Ten projects where wood becomes a challenge, a testing field, is chosen for its warmth and is recycled.  

As fascinating as it is, wood can be used in thousand ways: it can become a refined exercise of ancient handcrafted techniques, be used as an outdoor cladding, deliver character to interiors and turn into research material.
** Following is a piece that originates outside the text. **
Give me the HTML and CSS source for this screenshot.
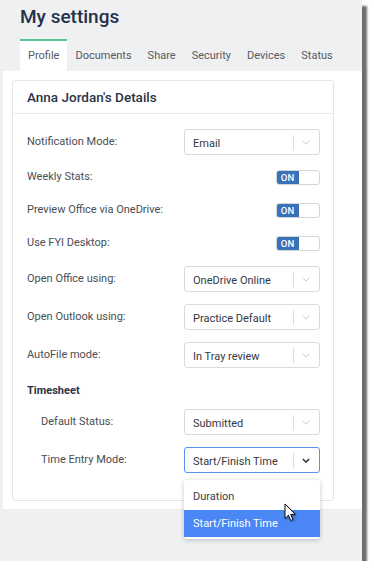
FILE: index.html
```html
<!DOCTYPE html>
<html>
<head>
<meta charset="utf-8">
<link rel="stylesheet" href="styles.css">
</head>
<body>
<div class="window">
  <div class="head">
    <h1 class="title">My settings</h1>
    <nav class="tabs">
      <span class="tab active">Profile</span>
      <span class="tab">Documents</span>
      <span class="tab">Share</span>
      <span class="tab">Security</span>
      <span class="tab">Devices</span>
      <span class="tab">Status</span>
    </nav>
  </div>
  <div class="panel">
    <section class="card">
      <header class="card-head">Anna Jordan's Details</header>
      <div class="card-body">
        <div class="row">
          <span class="label">Notification Mode:</span>
          <div class="select"><span class="value">Email</span><span class="sep"></span><svg class="chev" viewBox="0 0 10 6"><path d="M1 1l4 4 4-4"/></svg></div>
        </div>
        <div class="row row-toggle">
          <span class="label">Weekly Stats:</span>
          <div class="toggle"><span class="on">ON</span></div>
        </div>
        <div class="row row-toggle">
          <span class="label">Preview Office via OneDrive:</span>
          <div class="toggle"><span class="on">ON</span></div>
        </div>
        <div class="row row-toggle">
          <span class="label">Use FYI Desktop:</span>
          <div class="toggle"><span class="on">ON</span></div>
        </div>
        <div class="row">
          <span class="label">Open Office using:</span>
          <div class="select"><span class="value">OneDrive Online</span><span class="sep"></span><svg class="chev" viewBox="0 0 10 6"><path d="M1 1l4 4 4-4"/></svg></div>
        </div>
        <div class="row">
          <span class="label">Open Outlook using:</span>
          <div class="select"><span class="value">Practice Default</span><span class="sep"></span><svg class="chev" viewBox="0 0 10 6"><path d="M1 1l4 4 4-4"/></svg></div>
        </div>
        <div class="row">
          <span class="label">AutoFile mode:</span>
          <div class="select"><span class="value">In Tray review</span><span class="sep"></span><svg class="chev" viewBox="0 0 10 6"><path d="M1 1l4 4 4-4"/></svg></div>
        </div>
        <div class="section-title">Timesheet</div>
        <div class="row indent">
          <span class="label">Default Status:</span>
          <div class="select"><span class="value">Submitted</span><span class="sep"></span><svg class="chev" viewBox="0 0 10 6"><path d="M1 1l4 4 4-4"/></svg></div>
        </div>
        <div class="row indent">
          <span class="label">Time Entry Mode:</span>
          <div class="select-wrap">
            <div class="select focused"><span class="value">Start/Finish Time</span><span class="sep"></span><svg class="chev" viewBox="0 0 10 6"><path d="M1 1l4 4 4-4"/></svg></div>
            <ul class="menu">
              <li class="item">Duration</li>
              <li class="item selected">Start/Finish Time</li>
            </ul>
            <svg class="cursor" viewBox="0 0 12 19" width="12" height="19"><path d="M1 1v14.5l3.4-3.3 2.3 5.3 2.2-1-2.2-5.1h4.6z"/></svg>
          </div>
        </div>
      </div>
    </section>
  </div>
</div>
</body>
</html>
```

FILE: styles.css
```css
* { box-sizing: border-box; }
html, body { margin: 0; padding: 0; background: #ffffff; }
body {
  font-family: "Roboto", "Lato", sans-serif;
  color: #444;
}
.window {
  width: 362px;
  height: 561px;
  background: #eff0f2;
  padding-top: 3px;
  box-shadow: 5px 6px 2px rgba(60, 60, 60, 0.75);
}
.head { padding-left: 20px; }
.title {
  margin: 0;
  font-size: 19px;
  line-height: 28px;
  font-weight: 500;
  color: #24314a;
}
.tabs {
  display: flex;
  margin-top: 8px;
  height: 32px;
}
.tab {
  display: block;
  padding: 0 8px;
  height: 32px;
  line-height: 30px;
  border-top: 2px solid transparent;
  font-size: 11px;
  color: #555b63;
}
.tab.active {
  background: #ffffff;
  border-top-color: #5cc393;
  padding: 0 8px;
}
.panel {
  margin-left: 3px;
  background: #ffffff;
  padding: 9px 0 8px 9px;
}
.card {
  width: 322px;
  border: 1px solid #e3e5e8;
  border-radius: 3px;
}
.card-head {
  height: 33px;
  line-height: 32px;
  padding-left: 14px;
  border-bottom: 1px solid #e8eaec;
  font-size: 13.5px;
  font-weight: 500;
  color: #2b3346;
}
.card-body {
  padding: 15px 13px 27px 14px;
}
.row {
  display: flex;
  align-items: center;
  height: 26px;
  margin-bottom: 12px;
}
.row-toggle { height: 21px; }
.row.indent { padding-left: 14px; }
.row:last-child { margin-bottom: 0; }
.label {
  flex: 1;
  font-size: 11px;
  color: #4a4d52;
  margin-top: -2px;
}
.section-title {
  font-size: 11px;
  font-weight: 700;
  color: #2b3346;
  line-height: 17px;
  padding-top: 2px;
  margin-bottom: 10px;
}
.select {
  width: 136px;
  height: 26px;
  border: 1px solid #d9dbde;
  border-radius: 3px;
  background: #fff;
  display: flex;
  align-items: center;
}
.select .value {
  flex: 1;
  padding-left: 8px;
  padding-top: 3px;
  font-size: 11px;
  color: #333840;
  white-space: nowrap;
}
.select .sep {
  width: 1px;
  height: 15px;
  background: #dcdcdc;
  margin-top: 1px;
}
.chev {
  width: 8px;
  height: 5px;
  margin: 1px 9px 0 8px;
  fill: none;
  stroke: #b9bcc0;
  stroke-width: 1;
}
.select.focused {
  border: 1.5px solid #5b8ff0;
}
.select.focused .chev {
  stroke: #2e3136;
  stroke-width: 1.8;
}
.toggle {
  width: 44px;
  height: 15px;
  border: 1px solid #d2d4d7;
  border-radius: 3px;
  background: #fff;
  display: flex;
  overflow: hidden;
}
.toggle .on {
  width: 23px;
  margin: -1px 0 -1px -1px;
  background: #3a72b9;
  color: #fff;
  font-size: 9.5px;
  font-weight: 500;
  line-height: 15px;
  text-align: center;
  border-radius: 2px 0 0 2px;
}
.select-wrap {
  position: relative;
  width: 136px;
}
.menu {
  position: absolute;
  top: 33px;
  left: 0;
  width: 136px;
  margin: 0;
  padding: 3px 0 2px;
  list-style: none;
  background: #fff;
  border-radius: 3px;
  box-shadow: 0 1px 5px rgba(0, 0, 0, 0.22);
  z-index: 2;
}
.item {
  height: 27px;
  line-height: 27px;
  padding-left: 9px;
  font-size: 11px;
  color: #3a3e45;
}
.item.selected {
  background: #4a87f4;
  color: #fff;
}
.cursor {
  position: absolute;
  left: 100px;
  top: 56px;
  z-index: 3;
  fill: #fff;
  stroke: #111;
  stroke-width: 1;
  filter: drop-shadow(1px 1px 1px rgba(0,0,0,0.35));
}
```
Even when recycled, it keeps its extraordinary features, whether industrial or crafted it reminds us of our belonging to the natural.
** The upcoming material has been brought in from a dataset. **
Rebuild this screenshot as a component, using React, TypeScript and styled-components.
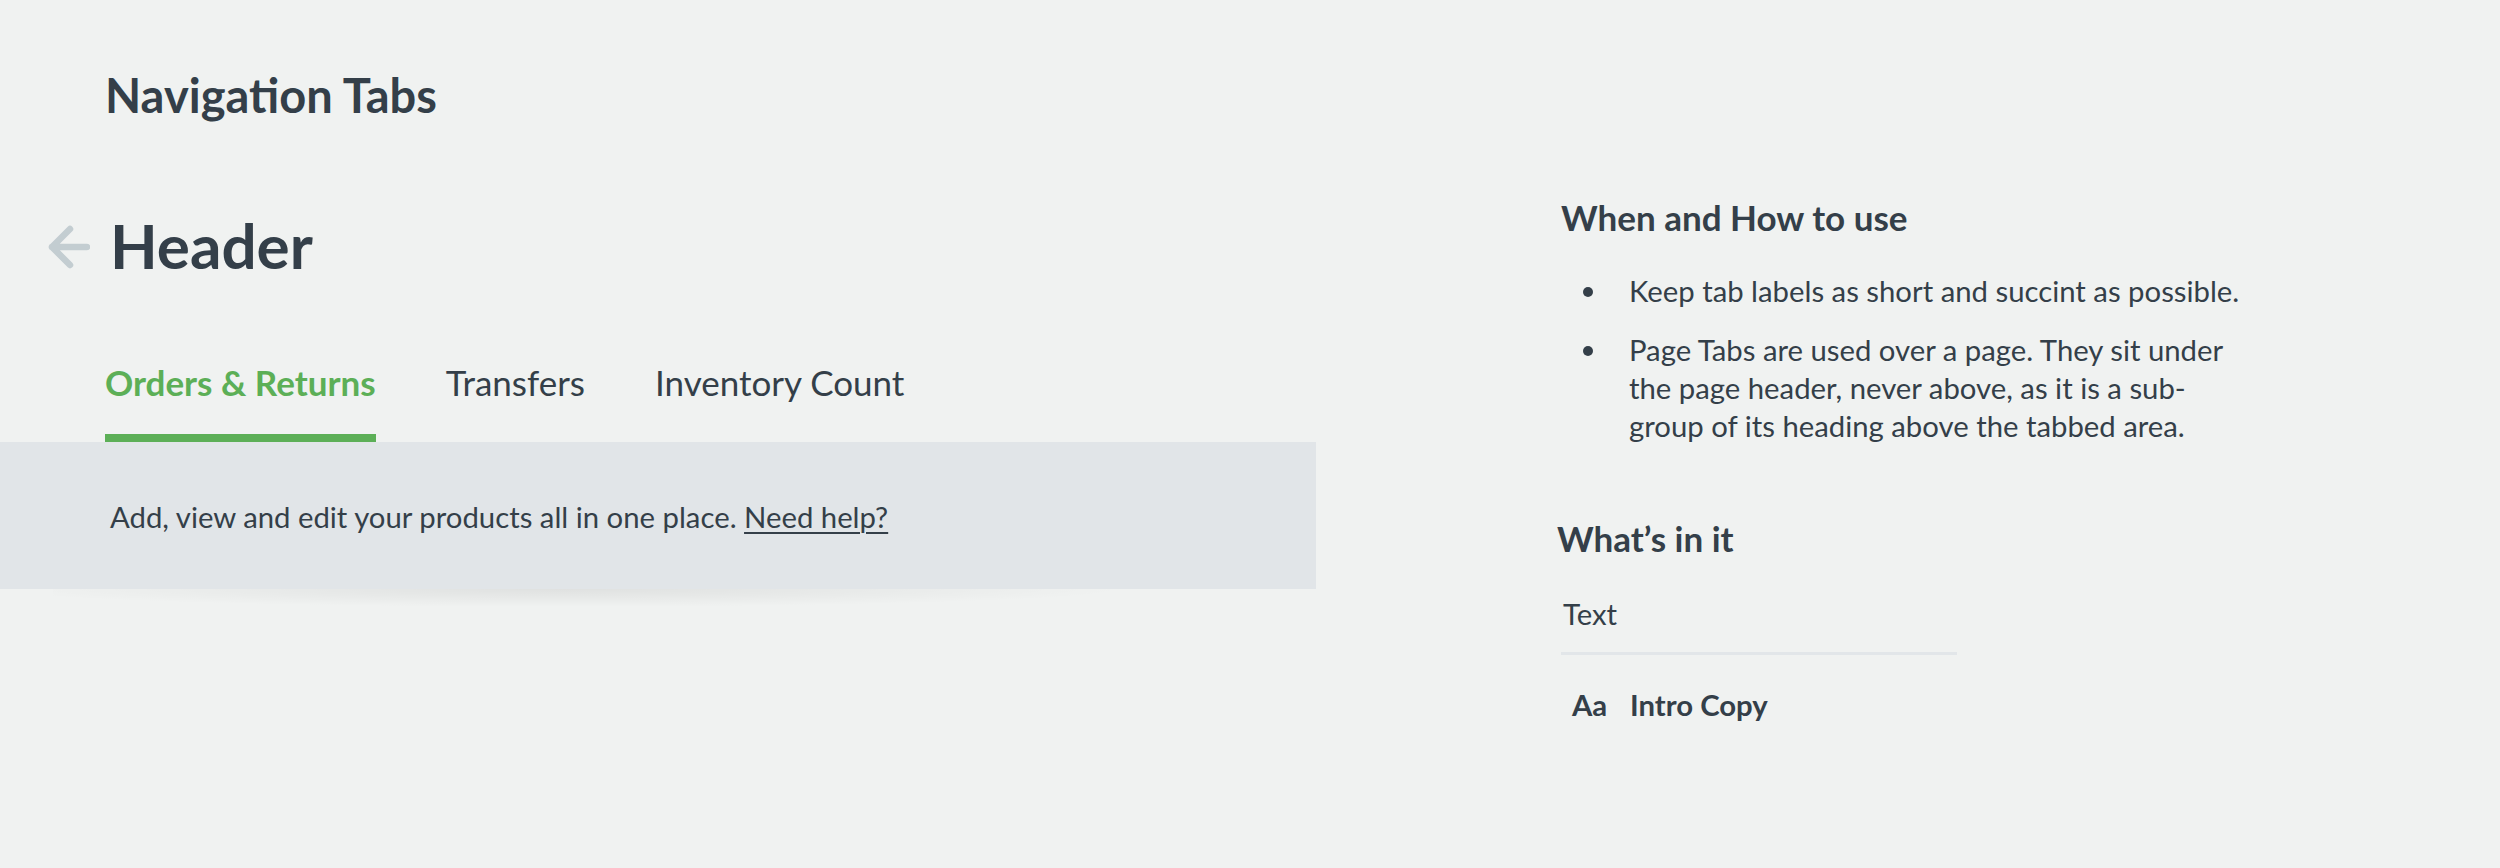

 – Rolf Bruggink, together with Niek Wagemans, renovated a late Nineteenth century coach house in Utrecht just by reusing pieces of a demolished building.
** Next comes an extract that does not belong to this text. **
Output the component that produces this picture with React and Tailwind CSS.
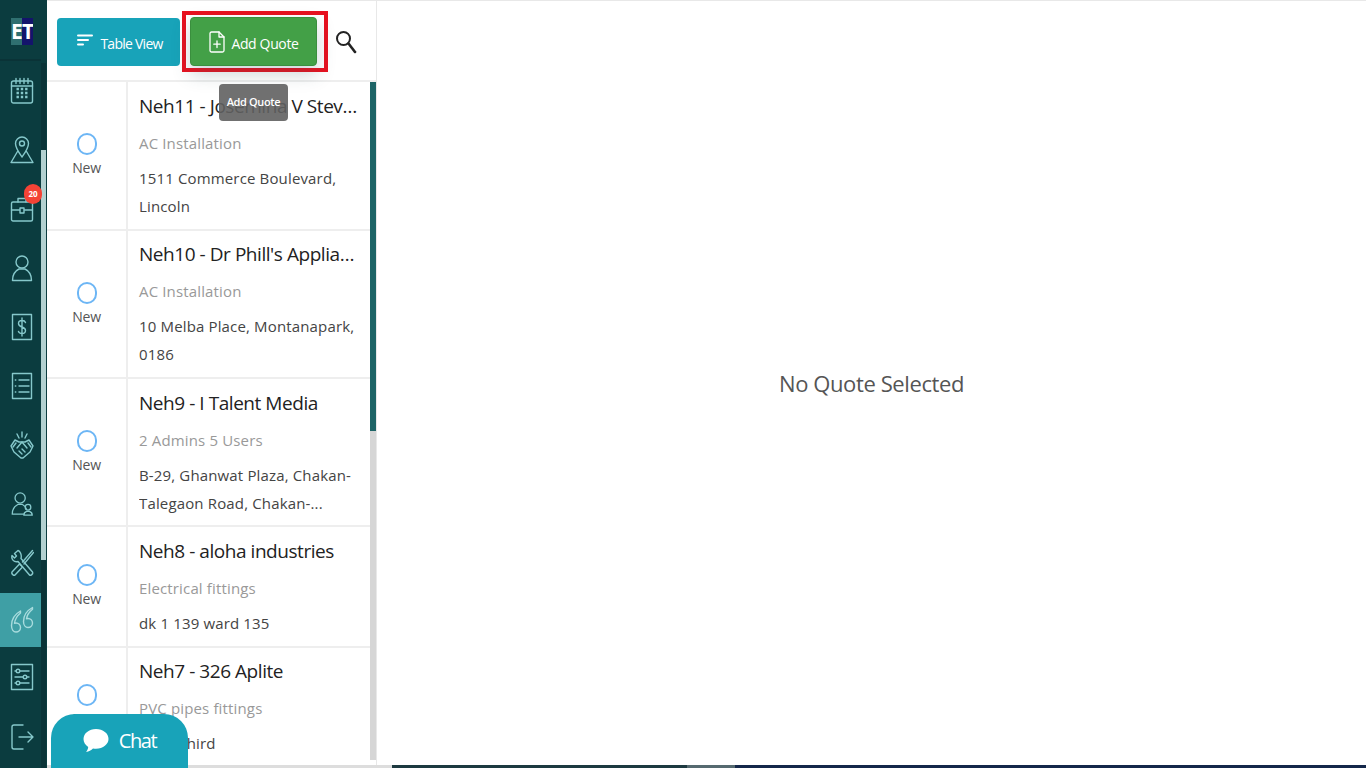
const Icon = ({ children, className = "w-6 h-7" }) => (
  <svg viewBox="0 0 24 28" fill="none" stroke="currentColor" strokeWidth="1.4" strokeLinecap="round" strokeLinejoin="round" className={className}>
    {children}
  </svg>
)

const navItems = [
  {
    name: "calendar",
    icon: (
      <Icon>
        <rect x="1.5" y="4" width="21" height="22" rx="2" />
        <path d="M1.5 9h21M6 1.5v5M10 1.5v5M14 1.5v5M18 1.5v5" />
        <path strokeWidth="2.4" strokeLinecap="butt" d="M6.5 12h2.4M10.8 12h2.4M15.1 12h2.4M6.5 16h2.4M10.8 16h2.4M15.1 16h2.4M6.5 20h2.4M10.8 20h2.4M15.1 20h2.4" />
      </Icon>
    ),
  },
  {
    name: "map",
    icon: (
      <Icon>
        <path d="M12 21C8.500 16 5.500 12 5.500 7.500a6.500 6.500 0 0 1 13 0C18.500 12 15.500 16 12 21z" />
        <circle cx="12" cy="7.500" r="2.500" />
        <path d="M7.500 15.500 1 26.500h22l-6.500-11" />
      </Icon>
    ),
  },
  {
    name: "jobs",
    icon: (
      <Icon>
        <rect x="1.500" y="7" width="21" height="19" rx="1.500" />
        <path d="M8 7V3.500h8V7M1.500 15h8M14.500 15h8" />
        <rect x="10" y="13" width="4" height="5" />
      </Icon>
    ),
  },
  {
    name: "person",
    icon: (
      <Icon>
        <circle cx="12" cy="8" r="6" />
        <path d="M2.500 26.500c0-6.500 3.500-10 6.500-11.500h6c3 1.500 6.500 5 6.500 11.500z" />
      </Icon>
    ),
  },
  {
    name: "invoice",
    icon: (
      <Icon>
        <rect x="2.500" y="1.500" width="19" height="25" />
        <path d="M15.500 9.500c-.5-1.500-2-2-3.500-2-2 0-3.500 1-3.500 3s1.500 2.800 3.500 3.500 3.500 1.500 3.500 3.500-1.500 3-3.500 3c-1.500 0-3-.5-3.500-2M12 5v18" />
      </Icon>
    ),
  },
  {
    name: "list",
    icon: (
      <Icon>
        <rect x="2.500" y="1.500" width="19" height="25" />
        <path d="M9 8h10M9 14h10M9 20h10M5.300 8h.5M5.300 14h.5M5.300 20h.5" />
      </Icon>
    ),
  },
  {
    name: "deals",
    icon: (
      <Icon>
        <path d="M12 1v5M7 3l2 4M17 3l-2 4" />
        <path d="M5 9 1 15l3 6 7 6h2l7-6 3-6-4-6-4 2h-6z" />
        <path d="M7 17l5-6 5 6M9 20l3 3M12 18l3 3M6 12l-3 4M18 12l3 4" />
      </Icon>
    ),
  },
  {
    name: "team",
    icon: (
      <Icon className="w-6 h-[26px]">
        <circle cx="10" cy="7.500" r="5.500" />
        <path d="M1.500 25c0-5.500 3-9 6-10.500h5c2 1 3.500 2.500 4 4.500M1.500 25h12" />
        <circle cx="18.500" cy="17.500" r="3" />
        <path d="M14 26c0-2 1.500-3.500 3-4h3c1.500.5 3 2 3 4z" />
      </Icon>
    ),
  },
  {
    name: "tools",
    icon: (
      <Icon>
        <path d="M8 1.500 4.500 4.500 6.500 7 4.500 9 2 6.500C1 10.500 4 13.500 8 12.500L19.500 26c1 1 4-1 3-3L11 9.500c1-4-1-7.500-3-8z" />
        <path d="M22.500 1.500 12.500 13M23.500 3.500 14 15M9.500 15l3 3-7.500 8c-1 1-4-1-3-3z" />
      </Icon>
    ),
  },
]

const rows = [
  { title: "Neh11 - Josemina V Stevens", sub: "AC Installation", addr: "1511 Commerce Boulevard, Lincoln", pad: "pt-[9px] pb-[9px]" },
  { title: "Neh10 - Dr Phill's Appliances", sub: "AC Installation", addr: "10 Melba Place, Montanapark, 0186", pad: "pt-[8px] pb-[9px]" },
  { title: "Neh9 - I Talent Media", sub: "2 Admins 5 Users", addr: "B-29, Ghanwat Plaza, Chakan-Talegaon Road, Chakan-...", pad: "pt-[9px] pb-[8px]" },
  { title: "Neh8 - aloha industries", sub: "Electrical fittings", addr: "dk 1 139 ward 135", pad: "pt-[9px] pb-[9px]" },
  { title: "Neh7 - 326 Aplite", sub: "PVC pipes fittings", addr: "Ward third", pad: "pt-[8px] pb-[8px]" },
]

const QuoteRow = ({ title, sub, addr, pad }) => (
  <div className="flex border-b-2 border-[#eeeeee] shrink-0">
    <div className="w-[81px] shrink-0 flex flex-col items-center justify-center pt-[2px] border-r-2 border-[#eeeeee]">
      <div className="w-[20px] h-[22px] rounded-full border-2 border-[#6db6f5]" />
      <div className="mt-[1px] text-[14px] leading-[24px] text-[#555555] tracking-[-0.2px]">New</div>
    </div>
    <div className={`flex-1 min-w-0 pl-[11px] pr-[12px] ${pad}`}>
      <div className="text-[19px] leading-[30px] text-[#222222] truncate tracking-[-0.45px] mb-[8px]">{title}</div>
      <div className="text-[15px] leading-[28px] text-[#999999] tracking-[0.15px] mb-[7px]">{sub}</div>
      <div className="text-[15px] leading-[28px] text-[#444444] tracking-[0.15px] line-clamp-2">{addr}</div>
    </div>
  </div>
)

export default function App() {
  return (
    <div className="relative flex w-[1366px] h-[768px] overflow-hidden bg-white font-['Open_Sans',sans-serif]">
      <aside className="flex w-[47px] shrink-0 bg-[#0b3c3f]">
        <div className="w-[41px] shrink-0 text-[#86c8cb]">
          <div className="h-[59px] flex items-center justify-center pl-[3px]">
            <div className="flex w-[22px] h-[27px] mt-[4px] text-[21px] leading-[27px] font-bold text-white overflow-hidden">
              <span className="w-[11px] bg-[#2f6f70] text-center">E</span>
              <span className="w-[11px] bg-[#14146b] text-center">T</span>
            </div>
          </div>
          <div className="border-t-2 border-[#0a3337]">
            {navItems.map((item) => (
              <div key={item.name} className="relative h-[59px] flex items-center justify-center pl-[2px]">
                {item.icon}
                {item.name === "jobs" && (
                  <span className="absolute left-[24px] top-[5px] w-[18px] h-[20px] rounded-full bg-[#f44336] text-white text-[8px] leading-[20px] font-bold text-center">
                    20
                  </span>
                )}
              </div>
            ))}
          </div>
          <div className="h-[54px] mt-[1px] bg-[#3f9fa5] text-[#a9dcde] flex items-center justify-center pl-[2px]">
            <Icon>
              <path d="M10.500 5C6 7.500 1.500 12.500 1.500 19.500c0 4 2 6.500 4.500 6.500s4.500-2 4.500-4.500S8.500 17 6 17c-.5 0-1 .1-1.500.3C5 13 7.500 9.500 10.500 7z" />
              <path d="M22.500 1.500C18 4 13.500 9 13.500 15.500c0 3.500 2 6 4.500 6s4.500-2 4.500-4.500-2-4.500-4.500-4.500c-.5 0-1 .1-1.500.3.5-4 3-7 6-9.500z" />
            </Icon>
          </div>
          <div className="h-[60px] flex items-center justify-center pl-[2px]">
            <Icon>
              <rect x="1.500" y="1.500" width="21" height="25" />
              <path d="M5 8h14M5 14h14M5 20h14" />
              <circle cx="8" cy="8" r="1.800" fill="#0b3c3f" />
              <circle cx="15" cy="14" r="1.800" fill="#0b3c3f" />
              <circle cx="8" cy="20" r="1.800" fill="#0b3c3f" />
            </Icon>
          </div>
          <div className="h-[59px] flex items-center justify-center pl-[2px]">
            <Icon>
              <path d="M13 2H4a2 2 0 0 0-2 2v20a2 2 0 0 0 2 2h9" />
              <path d="M9 14h14M18 9l5 5-5 5" />
            </Icon>
          </div>
        </div>
        <div className="w-[6px] shrink-0 pt-[63px]">
          <div className="h-[705px] w-[5px] bg-[#0a3337]">
            <div className="h-[87px]" />
            <div className="h-[410px] bg-[#b2d0d0]" />
          </div>
        </div>
      </aside>

      <div className="flex-1 flex flex-col min-w-0">
        <div className="flex h-[765px] border-t border-[#e8e8e8]">
          <section className="w-[330px] shrink-0 flex flex-col border-r border-[#e8e8e8]">
            <header className="relative flex items-center h-[81px] shrink-0 pl-[10px] border-b-2 border-[#eeeeee]">
              <button className="flex items-center justify-center gap-[7px] w-[123px] h-[48px] pl-[3px] rounded-[4px] bg-[#18a3b9] text-white text-[14px] mt-[2px]">
                <svg viewBox="0 0 16 12" className="w-4 h-3 mb-[3px]" fill="none" stroke="currentColor" strokeWidth="2" strokeLinecap="round">
                  <path d="M1 1.500h14M1 6h10M1 10.500h5" />
                </svg>
                <span className="tracking-[-0.75px] pt-[3px]">Table View</span>
              </button>
              <div className="ml-[2px] mt-[2px] border-[4px] border-[#e8111f] w-[146px] h-[61px] pl-[4px] pt-[2px] pb-[2px] pr-[7px]">
                <button className="flex items-center justify-center gap-[6px] w-full h-[49px] pl-[1px] rounded-[4px] border border-[#3a8f3e] bg-[#43a047] text-white text-[14px] shadow-[0_8px_18px_rgba(60,90,100,0.25)]">
                  <svg viewBox="0 0 16 22" className="w-[16px] h-[22px]" fill="none" stroke="currentColor" strokeWidth="1.300" strokeLinecap="round" strokeLinejoin="round">
                    <path d="M2.500 1h7.500l5 5v13.500a1.500 1.500 0 0 1-1.500 1.500h-11A1.500 1.500 0 0 1 1 19.500v-17A1.500 1.500 0 0 1 2.500 1z" />
                    <path d="M10 1v5h5M8 10v6.500M4.800 13.200h6.400" />
                  </svg>
                  <span className="tracking-[-0.35px] pt-[3px]">Add Quote</span>
                </button>
              </div>
              <svg viewBox="0 0 22 24" className="ml-[7px] mt-[2px] w-[22px] h-[24px] text-[#222222]" fill="none" stroke="currentColor" strokeLinecap="round">
                <circle cx="8.500" cy="8.500" r="6.500" strokeWidth="2" />
                <path d="M13.500 13.500 20 22" strokeWidth="2.600" />
              </svg>
              <div className="absolute z-10 left-[172px] top-[83px] w-[69px] h-[37px] rounded-[4px] bg-[#616161]/90 text-white text-[11px] font-semibold tracking-[-0.35px] flex items-center justify-center">
                Add Quote
              </div>
            </header>
            <div className="flex flex-1 min-h-0 overflow-hidden">
              <div className="w-[323px] shrink-0 flex flex-col">
                {rows.map((row) => (
                  <QuoteRow key={row.title} {...row} />
                ))}
              </div>
              <div className="w-[6px] shrink-0 h-[678px] bg-[#d6d6d6]">
                <div className="h-[349px] bg-[#1d6466]" />
              </div>
            </div>
          </section>
          <main className="flex-1 flex items-center justify-center">
            <p className="text-[22px] leading-[32px] text-[#555555] tracking-[-0.4px]">No Quote Selected</p>
          </main>
        </div>
        <div className="flex h-[3px]">
          <div className="w-[345px] bg-[#dddddd]" />
          <div className="w-[295px] bg-[#1d3a40]" />
          <div className="w-[48px] bg-[#566a70]" />
          <div className="flex-1 bg-[#14284a]" />
        </div>
      </div>

      <button className="absolute left-[51px] bottom-0 w-[137px] h-[54px] rounded-t-[24px] bg-[#18a3b9] text-white text-[20px] flex items-center justify-center gap-[10px] tracking-[-1.4px]">
        <svg viewBox="0 0 26 26" className="w-[26px] h-[26px]" fill="currentColor">
          <path d="M13 1C6 1 .5 5.400.5 11c0 3.200 1.800 6 4.700 7.900-.2 2-1 3.700-2.200 5.100 2.800-.4 5.300-1.800 7-3.600 1 .2 2 .3 3 .3 7 0 12.500-4.600 12.500-9.700C25.500 5.400 20 1 13 1z" />
        </svg>
        Chat
      </button>
    </div>
  )
}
– Together with artist Mohamad Reza Shamsian, Bethan Gray brought Oman’s highest craftsmanship to London with a collection based on marquetry and solid brass inlay.

– Comprising twelve projects and some other few small interventions, the second edition of “House Vision” offered a domestic exploration for a near-future scenario.

– Studio Job designed a new parquet collection, arranging geometric shapes into patterns, composing elements into illustration and turning flat into 3-D trompe-l’oeil illusions.

– For the refurbishment project of an old apartment, h2o architectes used a free plan, while different functions are integrated in distinct volumes which organize the space.

– Designed by Compagnie de rue at La Défense business district in Paris, La rue des Utopies offers a completely new experience of the city a few meters above the familiar ground plane. – The Norvegian studio KOKO architects designed Skåpet Mountain Lodges in Soddatjørn, featuring contemporary, easy to maintain and use ready-made factory modules.

– Presented at Maison & Objet, Moving Tatamis is a furniture collection designed by José Lévy for Daiken that reinterprets the ancient art of tatami.

– The Fitting Pieces collection is a collaboration between two Hungarian design firms – Maacraft and Kezemura – based on the shared values of human centered, loveable design.

– On show at the London Design Festival, the collaboration between grapich agency Studio Makgill and H Furniture brings bright Mexican colours to a new British classic.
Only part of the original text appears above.